UGS adventures

Evening All,

I am going to stick my neck out again. I do not have a Phillips type remote control so I do not have a lead on this:

Does the microcontroller system provide a balance control from either the input knob or from the remote control?

"But why a balance control," I hear you ask, aghast? I use my speakers in two positions - one which is wife friendly and close to the walls, and one which is hi-fi friendly, right out in the room - and for reasons I cannot entirely fathom, the balance setting between both speaker positions is VERY different.

If a balance function is not currently available, would anybody be able to code it for me, at least from input knob. I could possibly do the control code for varying the balance between the channels, but I would not be able to work out how to get the LCD to say "Balance" or, even worse, how to get the remote to provide a balance function before I have one foot in the grave. But if no-one can help, I can understand because it would be a huge task. :bigeyes:

With thanks,
George.

(I am currently organizing the purchase of parts, and am psyching myself up for the SMD soldering. I am going to try the "snack oven" method first.)
 
Oh, yes, just a point, the ATMEL ATMEGA128-16AU is pin compatible with the PCB (I use it) and just needs a specific firmware.

Historically, this was for fixing a dead µC board ;)

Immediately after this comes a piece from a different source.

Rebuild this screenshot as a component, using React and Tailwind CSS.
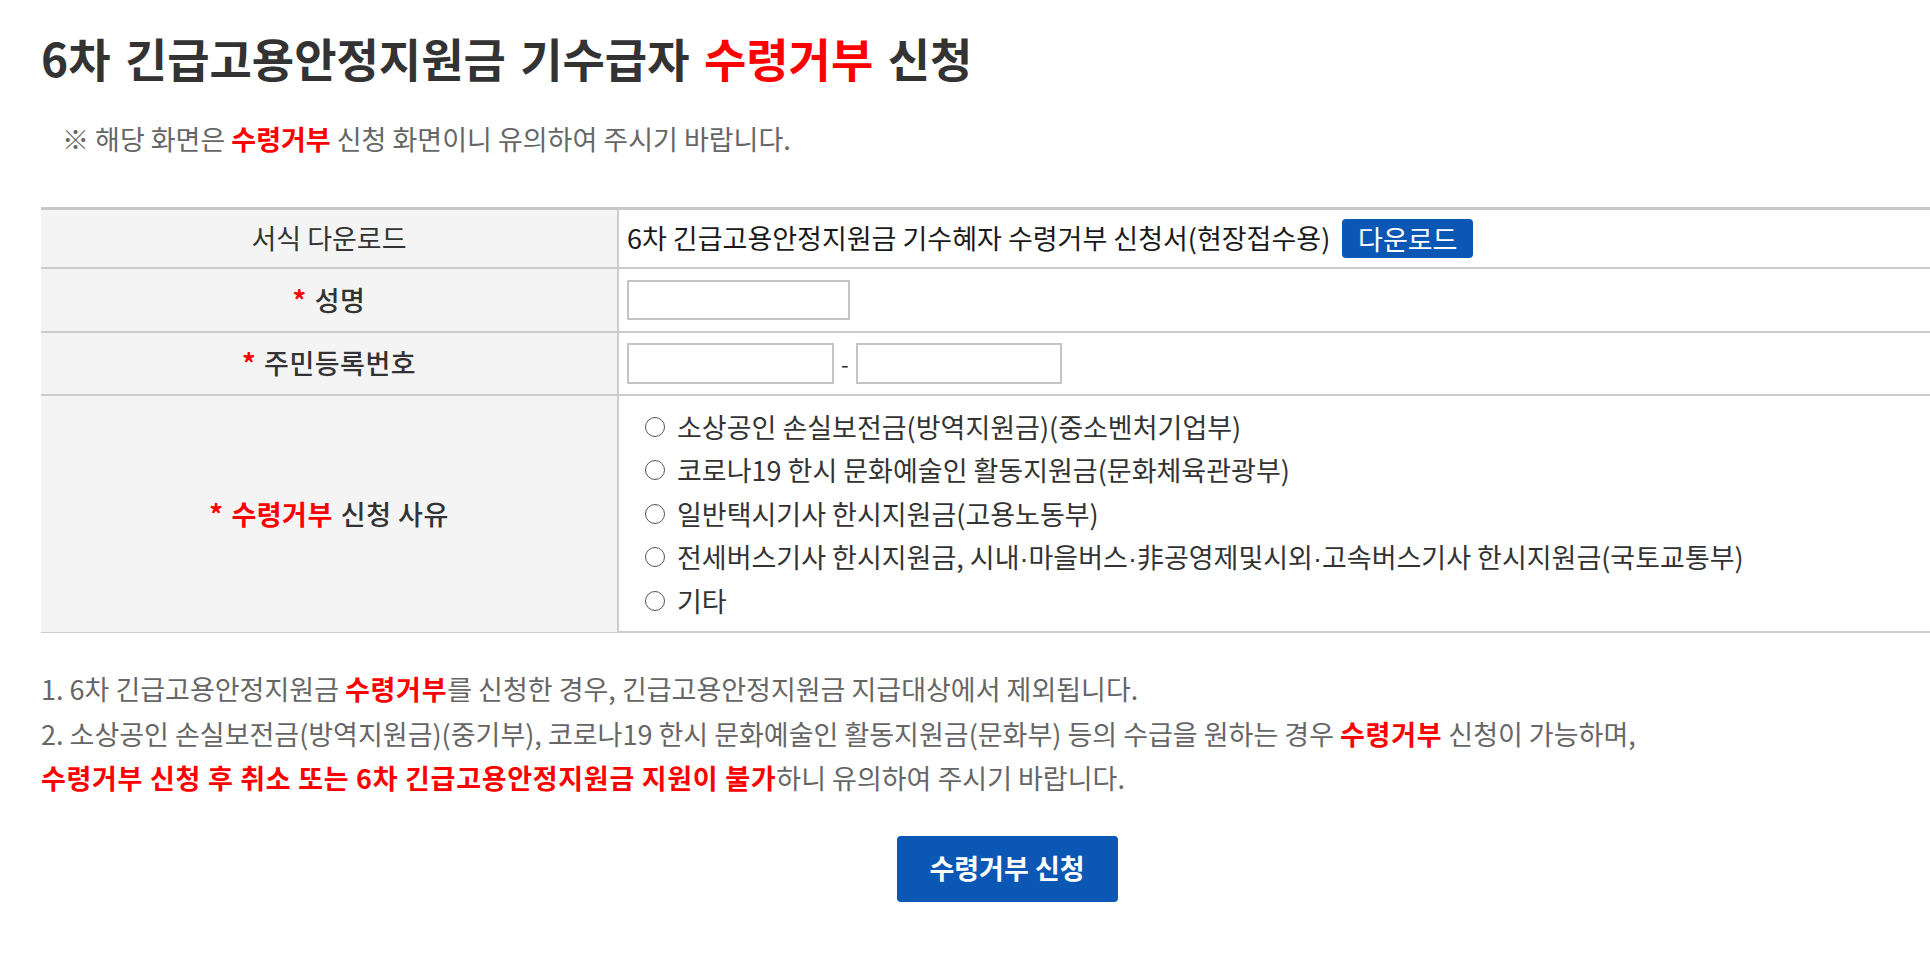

But now, the choice is yours (dépending on the components supplier) between the ATMEGA64-16AU and the ATMEGA128-16AU.

The hardest to solder is the µC chip. Just use a lot of SMD flux, and do not overheat.

BTW, remember that the µC is 5V CMOS, so watch out ESD, and DMM testings... ;)
 
Dodgy jfets or the real McCoy?

Hi folks,

Unsure of the best place to put this post, but since "fun and success with the UGS" turns on those little critters, I thought good advice could be found here.

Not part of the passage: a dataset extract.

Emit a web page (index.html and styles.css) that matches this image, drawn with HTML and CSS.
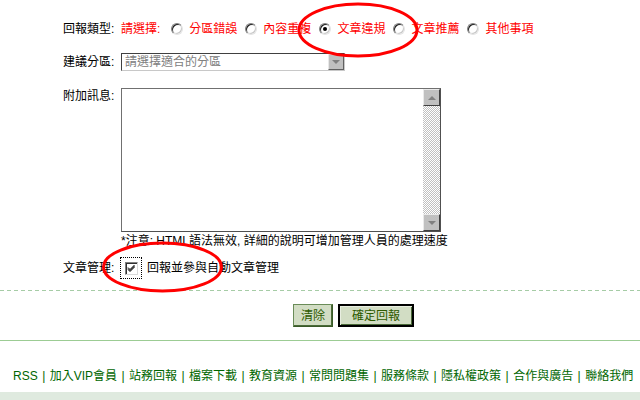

I have a selection of jfets: supposedly 2SJ109, 2SK389 and 2SK170. I watched the sad spectacle of the Group Buy of these little gems which turned out to be fakes in the Group Buys part of this bulletin board.

Let us presume that some of mine might be fakes, but at least semiconductor devices (the most likely would be the 2SK389 and 2SK170, because they are of untried Asian origin.) How might I test this? (Yes, I am a sucker for the current feel-good, Year of the Olympics, Era of the Powerful Tiger, Chinese aura.)

First I thought that I would need to identify the type of device: BJT, Jfet or Mosfet. (If I were to counterfeit something and label it a Jfet, the least I would do is put in a BJT so it provided some transistor functions. If it was just an empty piece of plastic or a piece of plastic with a wire in it, my counterfeiting business would not last long.)

At first, I guess I need to work out whether the item is roughly the same general type as it labelled (N-channel or P-channel jfet with the same pinouts as the originals).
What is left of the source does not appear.